Sông Bé was a province in southern Vietnam, today a part of Ho Chi Minh City and Đồng Nai City.

Sông Bé bordered Cambodia to the north, Lâm Đồng to the east, Đắk Lắk to the northeast, Ho Chi Minh City and Đồng Nai to the south and Tây Ninh to the west.

Sông Bé was formed in 1976 in a merger of three previous provinces, Bình Dương, Phước Long and Bình Long. Its capital was at Thủ Dầu Một. In 1995, it had an area of 8519.4 km^{2} and population of 1081700. On 1 January 1997, it was again split into two provinces, Bình Dương and Bình Phước.

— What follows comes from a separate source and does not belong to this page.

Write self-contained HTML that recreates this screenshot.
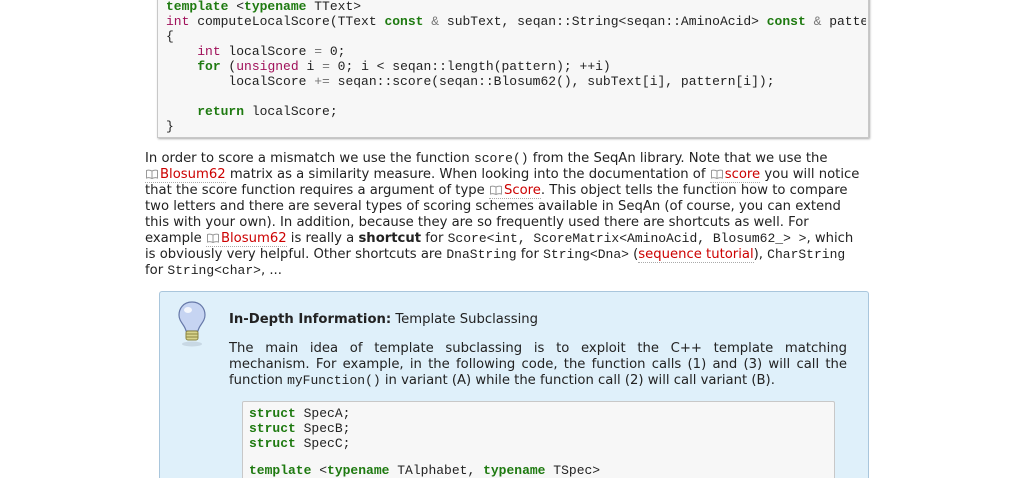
<!DOCTYPE html>
<html style="overflow:hidden;height:478px"><head><meta charset="utf-8"><style>
body{margin:0;width:1009px;height:478px;background:#fff;overflow:hidden;position:relative;font-family:"DejaVu Sans",Verdana,sans-serif;}
.code{position:absolute;background:#f7f7f7;border:1px solid #c8c8c8;box-shadow:1px 1px 2px #aaa;}
.cl{position:absolute;font-family:"Liberation Mono",monospace;font-size:13px;white-space:pre;color:#222;line-height:15px;}
.k{color:#1e7a10;font-weight:bold}
.t{color:#a0105a}
.o{color:#777}
.p{position:absolute;left:145px;font-size:13.2px;white-space:nowrap;color:#222;line-height:16px;}
.m{font-family:"Liberation Mono",monospace;font-size:13px}
a{color:#c00;text-decoration:none;border-bottom:1px dotted #aaa}
.bk{display:inline-block;width:14px;height:10px;margin-right:1px;vertical-align:-1px}
.info{position:absolute;left:159px;top:291px;width:708px;height:187px;background:#dff0fa;border:1px solid #a9c6dc;border-bottom:none;border-radius:3px 3px 0 0;}
.ip{position:absolute;left:229px;width:618px;font-size:13.2px;color:#222;line-height:16px;text-align:justify;text-align-last:justify;white-space:nowrap}
</style></head><body>
<svg width="0" height="0" style="position:absolute"><defs><symbol id="b" viewBox="0 0 14 10"><path d="M7 2 C5 1 3 1 1.5 1.5 V9 C3 8.5 5 8.5 7 9.5 C9 8.5 11 8.5 12.5 9 V1.5 C11 1 9 1 7 2 Z M7 2 V9.5" fill="none" stroke="#999" stroke-width="1"/></symbol></defs></svg>
<div class="code" style="left:157px;top:-5px;width:710px;height:141px"></div>
<div class="cl" style="left:166px;top:-1px"><span class="k">template</span> &lt;<span class="k">typename</span> TText&gt;</div>
<div class="cl" style="left:166px;top:14px;width:700px;overflow:hidden"><span class="t">int</span> computeLocalScore(TText <span class="k">const</span> <span class="o">&amp;</span> subText, seqan::String&lt;seqan::AminoAcid&gt; <span class="k">const</span> <span class="o">&amp;</span> pattern)</div>
<div class="cl" style="left:166px;top:29px">{</div>
<div class="cl" style="left:166px;top:44px">    <span class="t">int</span> localScore <span class="o">=</span> 0;</div>
<div class="cl" style="left:166px;top:59px">    <span class="k">for</span> (<span class="t">unsigned</span> i <span class="o">=</span> 0; i &lt; seqan::length(pattern); ++i)</div>
<div class="cl" style="left:166px;top:74px">        localScore <span class="o">+=</span> seqan::score(seqan::Blosum62(), subText[i], pattern[i]);</div>
<div class="cl" style="left:166px;top:104px">    <span class="k">return</span> localScore;</div>
<div class="cl" style="left:166px;top:119px">}</div>

<div class="p" style="top:151px">In order to score a mismatch we use the function <span class="m">score()</span> from the SeqAn library. Note that we use the</div>
<div class="p" style="top:167px"><a><svg class="bk"><use href="#b"/></svg>Blosum62</a> matrix as a similarity measure. When looking into the documentation of <a><svg class="bk"><use href="#b"/></svg>score</a> you will notice</div>
<div class="p" style="top:183px">that the score function requires a argument of type <a><svg class="bk"><use href="#b"/></svg>Score</a>. This object tells the function how to compare</div>
<div class="p" style="top:199px">two letters and there are several types of scoring schemes available in SeqAn (of course, you can extend</div>
<div class="p" style="top:215px">this with your own). In addition, because they are so frequently used there are shortcuts as well. For</div>
<div class="p" style="top:231px">example <a><svg class="bk"><use href="#b"/></svg>Blosum62</a> is really a <b>shortcut</b> for <span class="m">Score&lt;int, ScoreMatrix&lt;AminoAcid, Blosum62_&gt; &gt;</span>, which</div>
<div class="p" style="top:247px">is obviously very helpful. Other shortcuts are <span class="m">DnaString</span> for <span class="m">String&lt;Dna&gt;</span> (<a>sequence tutorial</a>), <span class="m">CharString</span></div>
<div class="p" style="top:263px">for <span class="m">String&lt;char&gt;</span>, ...</div>

<div class="info"></div>
<svg style="position:absolute;left:176px;top:300px" width="32" height="48" viewBox="0 0 32 48">
<ellipse cx="16" cy="44" rx="10" ry="2.5" fill="#c8d8e4"/>
<path d="M16 2 C7 2 3 9 3 15 C3 22 9 25 10 31 L22 31 C23 25 29 22 29 15 C29 9 25 2 16 2Z" fill="#c6d4f2" stroke="#6678a8" stroke-width="1.2"/>
<ellipse cx="12" cy="10" rx="4" ry="3" fill="#fff" opacity=".8"/>
<rect x="10" y="31" width="12" height="9" rx="2" fill="#d8d48c" stroke="#8a8440"/>
<path d="M10 34 H22 M10 37 H22" stroke="#8a8440"/>
</svg>
<div class="ip" style="top:312px;text-align:left;text-align-last:left"><b>In-Depth Information:</b> Template Subclassing</div>
<div class="ip" style="top:341px">The main idea of template subclassing is to exploit the C++ template matching</div>
<div class="ip" style="top:357px">mechanism. For example, in the following code, the function calls (1) and (3) will call the</div>
<div class="ip" style="top:373px;text-align-last:left">function <span class="m">myFunction()</span> in variant (A) while the function call (2) will call variant (B).</div>
<div class="code" style="left:242px;top:401px;width:591px;height:77px;border-bottom:none;border-radius:2px 2px 0 0;box-shadow:none"></div>
<div class="cl" style="left:249px;top:406px"><span class="k">struct</span> SpecA;</div>
<div class="cl" style="left:249px;top:421px"><span class="k">struct</span> SpecB;</div>
<div class="cl" style="left:249px;top:436px"><span class="k">struct</span> SpecC;</div>
<div class="cl" style="left:249px;top:463px;height:15px;overflow:hidden"><span class="k">template</span> &lt;<span class="k">typename</span> TAlphabet, <span class="k">typename</span> TSpec&gt;</div>
</body></html>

The separation revealed the regional inequality within the former province: while Bình Dương is one of the most industrialised provinces in southern Vietnam, Bình Phước is one of the least industrialised — in the late 1990s even less industrialised than the provinces of the Central Highlands. However, the gap between the two provinces has diminished gradually since separation in relatively terms.

==Districts==
- Bình Long (merged in 1977 from Hớn Quản, Chơn Thành and parts of Lộc Ninh districts)
- Phước Long (merged in 1977 from Bù Đốp, Phước Bình and Bù Đăng districts)
- Lộc Ninh
- Đồng Phú (merged in 1977 from Đồng Xoài and Phú Giáo districts)
- Tân Uyên
- Bến Cát
- Thuận An
- Bù Đăng (renamed from Đức Phong)

==Notable natives of Sông Bé==
- Kristine Sa, Vietnamese-Canadian singer and poet (born 1982)
- Nguyễn Anh Đức, Vietnamese striker (born 1985)
- Tâm Đoan, Vietnamese-Canadian singer (born 1977)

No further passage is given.